I would counsel Christians who are interested in engaging in the public square to understand what the gospel is (and isn’t) and what should be defined as God’s common grace to society. I appreciate that this task isn’t always straightforward. Defining the issue theologically is a help when it comes to assessing zeal, time, and effort. It provides the necessary framework for understanding political concerns and for weighing up their importance. It helps us work out whether we are dealing with an issue of righteousness, conscience, or legitimate dispute.
4. Know the reason for engaging in political activism: it’s about loving your neighbour
For the Christian, political activism ought to be about loving your neighbour.
For the Christian, political activism ought to be about loving your neighbour. Just as a doctor treats the sick and a school teacher educates children, politics should be about serving the common good of the community.

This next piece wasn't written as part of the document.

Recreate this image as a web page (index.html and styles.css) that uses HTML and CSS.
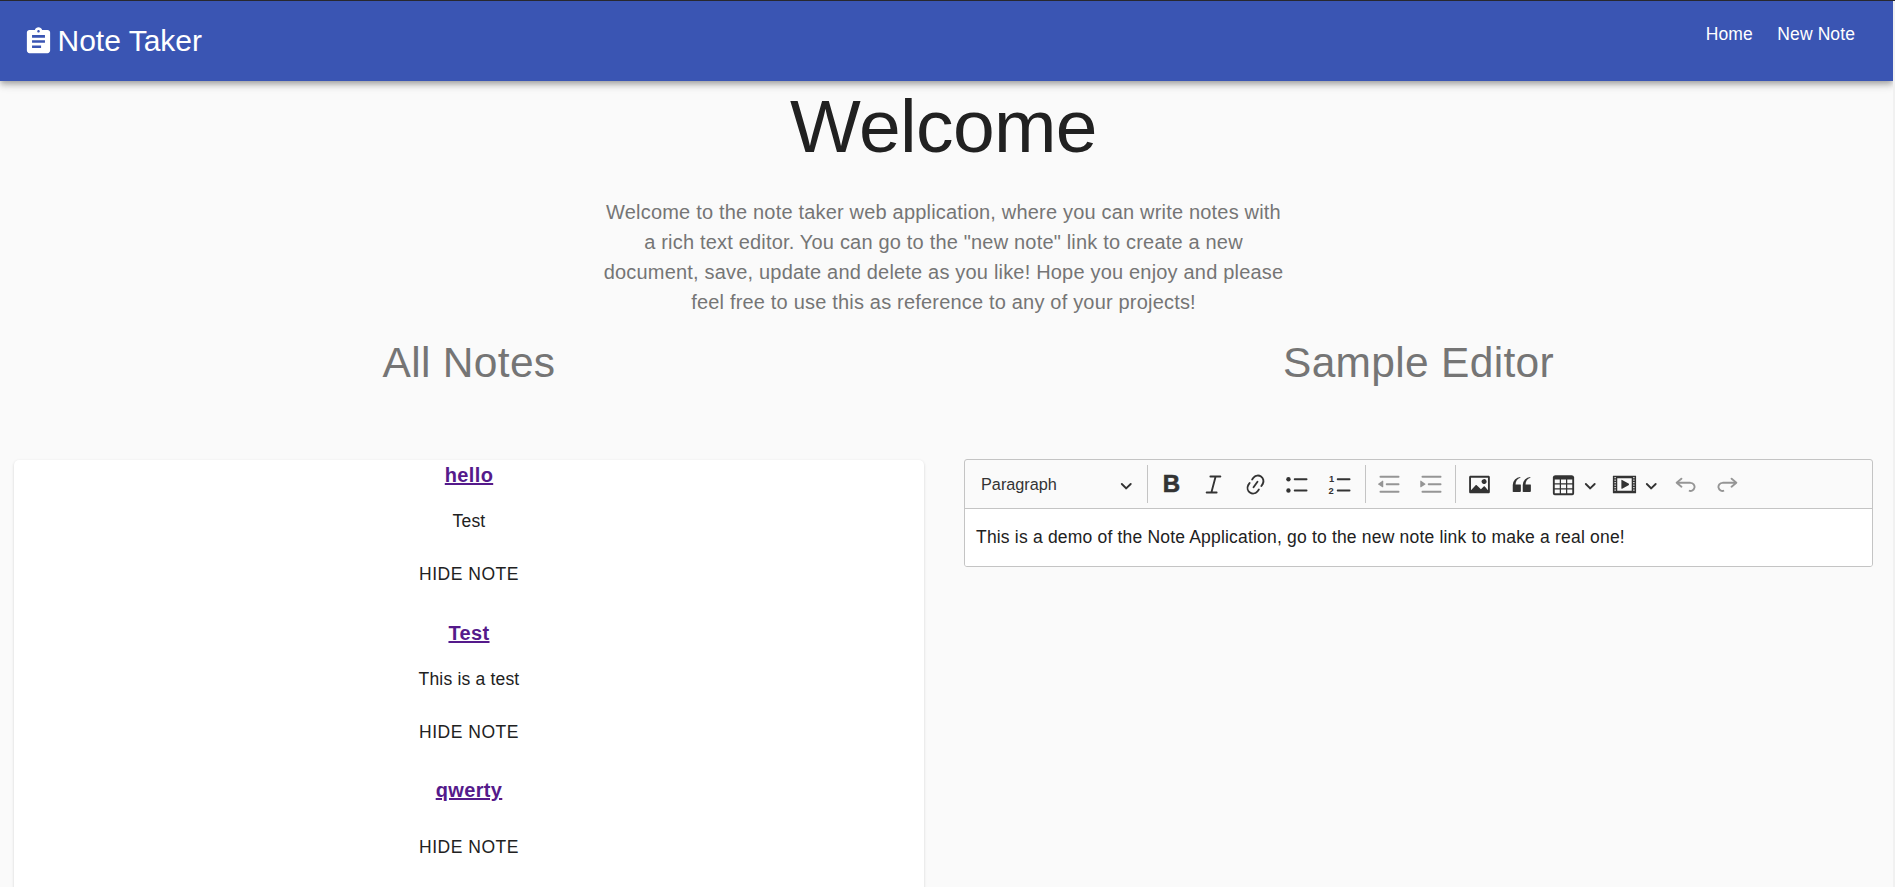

Of all people, Christians have reason to speak on behalf of the vulnerable, to advocate for the weak and to address injustices that are faced in our society. God has revealed his righteousness and his grace to us in the Lord Jesus. As he has loved us, so we now love others with his love. We are eager to see other people doing well, especially their eternal salvation but also their everyday needs and dignity and worth.
When Christians choose to become involved in politics, we must be careful to do so without sinning and being self-serving; without conflating church and state; without confusing the gospel with common grace; without placing limits on legitimate differences of conscience.
How do I know if my political advocacy is unwise and even ungodly?
Here are 5 warning signs:
- I spend more time signing petitions than I do praying.
- I only ever criticise one side of politics.
- People have the impression that belonging to my church means aligning with a certain political party.
- I am more passionate about politics than I am about my local church and their mission.
- I am putting my hope for society in political elections or leaders or platforms, rather than in the Gospel of Christ.